Armed with a teacher’s certificate and “fantasies of sitting by Lake Champlain writing odes,” Jackson moved back to Vermont in 2011 to teach at Burlington High School.
“I’m still sifting through that [experience] I think,” he said quietly. Jackson described a climate where the school’s efforts to “diversify” the teacher populace sparked political and racial tensions he felt ill-equipped to navigate.
“There was—I hate this term—controversy when I was teaching at Burlington High School because of the constant struggle to recruit and retain teachers of color, and how those things bump up against the idealistic myth of Vermont.”
That myth is just one of the “quixotic ready-mades” about the state, Jackson said, which is that “little, if any, institutionalized racism exists here.”

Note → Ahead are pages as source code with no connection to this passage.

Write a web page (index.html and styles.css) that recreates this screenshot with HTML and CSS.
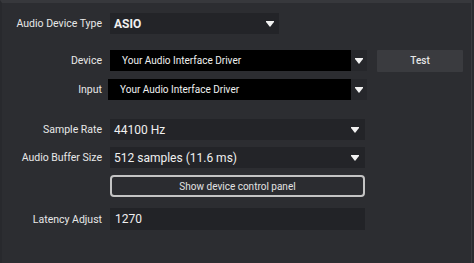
FILE: index.html
```html
<!DOCTYPE html>
<html>
<head>
<meta charset="utf-8">
<link rel="stylesheet" href="styles.css">
</head>
<body>
<div class="panel">
  <div class="row r-type">
    <div class="label">Audio Device Type</div>
    <div class="select short"><span class="val bold">ASIO</span><span class="arrow"></span></div>
  </div>
  <div class="row r-device">
    <div class="label">Device</div>
    <div class="select black"><span class="val small">Your Audio Interface Driver</span><span class="arrowbox"><span class="arrow"></span></span></div>
    <button class="test">Test</button>
  </div>
  <div class="row r-input">
    <div class="label">Input</div>
    <div class="select black shift"><span class="val small">Your Audio Interface Driver</span><span class="arrowbox"><span class="arrow"></span></span></div>
  </div>
  <div class="row r-rate">
    <div class="label">Sample Rate</div>
    <div class="select"><span class="val">44100 Hz</span><span class="arrow"></span></div>
  </div>
  <div class="row r-buf">
    <div class="label">Audio Buffer Size</div>
    <div class="select"><span class="val">512 samples (11.6 ms)</span><span class="arrow"></span></div>
  </div>
  <div class="row r-show">
    <div class="label"></div>
    <button class="show">Show device control panel</button>
  </div>
  <div class="row r-lat">
    <div class="label">Latency Adjust</div>
    <div class="field"><span class="val">1270</span></div>
  </div>
</div>
</body>
</html>
```
FILE: styles.css
```css
html, body {
  margin: 0;
  padding: 0;
  background: #2b2c30;
}
body {
  width: 474px;
  height: 263px;
  overflow: hidden;
  font-family: Roboto, "Liberation Sans", sans-serif;
  color: #e4e4e4;
}
.panel {
  box-sizing: border-box;
  width: 472px;
  height: 263px;
  border-top: 3px solid #37383c;
  border-left: 2px solid #28292d;
  border-right: 1px solid #3a3b3f;
  background: #2c2d31;
  display: flex;
  flex-direction: column;
}
.row {
  display: flex;
  align-items: center;
  height: 21px;
}
.label {
  width: 100px;
  flex: none;
  text-align: right;
  font-size: 10.5px;
  color: #e8e8e8;
  margin-right: 8px;
}
.r-type { margin-top: 10px; }
.r-device { margin-top: 16px; }
.r-input { margin-top: 8px; }
.r-rate { margin-top: 19px; }
.r-buf { margin-top: 7px; }
.r-show { margin-top: 7px; height: 22px; }
.r-lat { margin-top: 11px; height: 22px; }

.select {
  box-sizing: border-box;
  width: 255px;
  height: 21px;
  background: #232428;
  display: flex;
  align-items: center;
  justify-content: space-between;
  padding: 0 6px 0 4px;
}
.select.short { width: 169px; padding-right: 5px; }
.select.black {
  background: #000;
  padding: 0;
  width: 257px;
}
.select.black.shift { margin-left: -2px; width: 259px; }
.select.black .val { padding-left: 12px; }
.arrowbox {
  width: 16px;
  height: 21px;
  background: #26272b;
  display: flex;
  align-items: center;
  justify-content: center;
}
.val {
  font-size: 12px;
  color: #f0f0f0;
  white-space: nowrap;
}
.val.bold { font-weight: 700; font-size: 12px; }
.val.small { font-size: 10px; }
.arrow {
  width: 0;
  height: 0;
  border-left: 4px solid transparent;
  border-right: 4px solid transparent;
  border-top: 5px solid #f2f2f2;
  position: relative;
  top: 1px;
}
.arrow::before {
  content: "";
  position: absolute;
  left: -4px;
  top: -6px;
  width: 8px;
  height: 1px;
  background: #f2f2f2;
}
.test {
  margin-left: 10px;
  width: 86px;
  height: 22px;
  background: #3a3b3f;
  border: none;
  border-radius: 1px;
  color: #e6e6e6;
  font-family: Roboto, "Liberation Sans", sans-serif;
  font-size: 10px;
  font-weight: 500;
  padding: 0;
}
.show {
  box-sizing: border-box;
  width: 255px;
  height: 22px;
  background: #2b2c30;
  border: 2px solid #c4c4c4;
  border-radius: 4px;
  color: #e2e2e2;
  font-family: Roboto, "Liberation Sans", sans-serif;
  font-size: 10px;
  padding: 0;
}
.field {
  box-sizing: border-box;
  width: 255px;
  height: 22px;
  background: #222327;
  display: flex;
  align-items: center;
  padding-left: 5px;
}
```
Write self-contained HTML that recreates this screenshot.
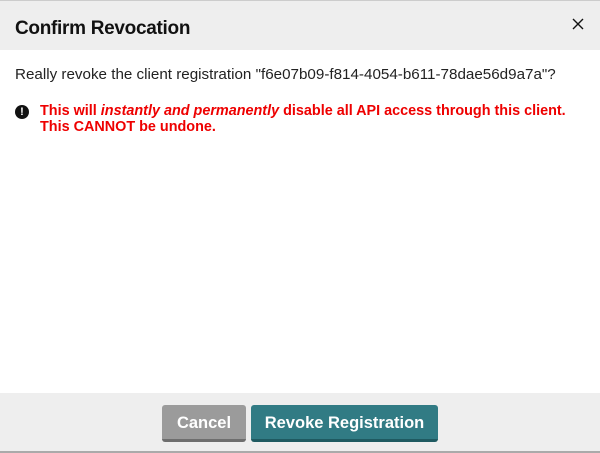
<!DOCTYPE html><html><head><style>
body{margin:0;width:600px;height:453px;background:#fff;font-family:"Liberation Sans",sans-serif;position:relative;overflow:hidden}
.hd{position:absolute;left:0;top:0;width:600px;height:50px;background:#eeeeee;border-top:1px solid #ccc;box-sizing:border-box}
.hd h1{position:absolute;left:15px;top:17px;margin:0;font-size:19px;font-weight:bold;color:#111;letter-spacing:-0.3px}
.x{position:absolute;left:571px;top:16px;width:14px;height:14px}
.q{position:absolute;left:15px;top:66px;font-size:15.2px;color:#222}
.w{position:absolute;left:40px;top:103px;font-size:14.4px;font-weight:bold;color:#ee0000;line-height:16px}
.ic{position:absolute;left:15px;top:105px;width:14px;height:14px;border-radius:50%;background:#111;color:#fff;font-size:11px;font-weight:bold;text-align:center;line-height:14px}
.ft{position:absolute;left:0;top:393px;width:600px;height:58px;background:#eeeeee;border-bottom:2px solid #aaa}
.b{position:absolute;top:12px;height:37px;border-radius:3px;color:#fff;font-weight:bold;font-size:16.5px;text-align:center;line-height:37px;box-sizing:border-box}
</style></head><body>
<div class="hd"><h1>Confirm Revocation</h1>
<svg class="x" viewBox="0 0 14 14"><path d="M2 2L12 12M12 2L2 12" stroke="#111" stroke-width="1.4"/></svg></div>
<div class="q">Really revoke the client registration "f6e07b09-f814-4054-b611-78dae56d9a7a"?</div>
<div class="ic">!</div>
<div class="w">This will <i>instantly and permanently</i> disable all API access through this client.<br>This CANNOT be undone.</div>
<div class="ft">
<div class="b" style="left:162px;width:84px;background:#9b9b9b;border-bottom:3px solid #6e6e6e">Cancel</div>
<div class="b" style="left:251px;width:187px;background:#317b84;border-bottom:3px solid #1f5a61">Revoke Registration</div>
</div>
</body></html>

He left Burlington High in 2013, and continued his weekly VPR show, Friday Night Jazz. But with the loss of his teaching job and few prospects for full-time work, Jackson found himself saying goodbye to Vermont once again.
I ask Jackson if, within the disappointment, he finally found closure for his tortured romance with Vermont. Did the less-than-idyllic reality he experienced allow him to put away those faded postcards once and for all?
“I wish I could say I never think about moving back, but my romanticism has always been the bane of my existence,” he says, grinning. “Vermont isn’t done with me yet.”
Reuben Jackson’s book Scattered Clouds is available on Amazon.com and at local bookstores.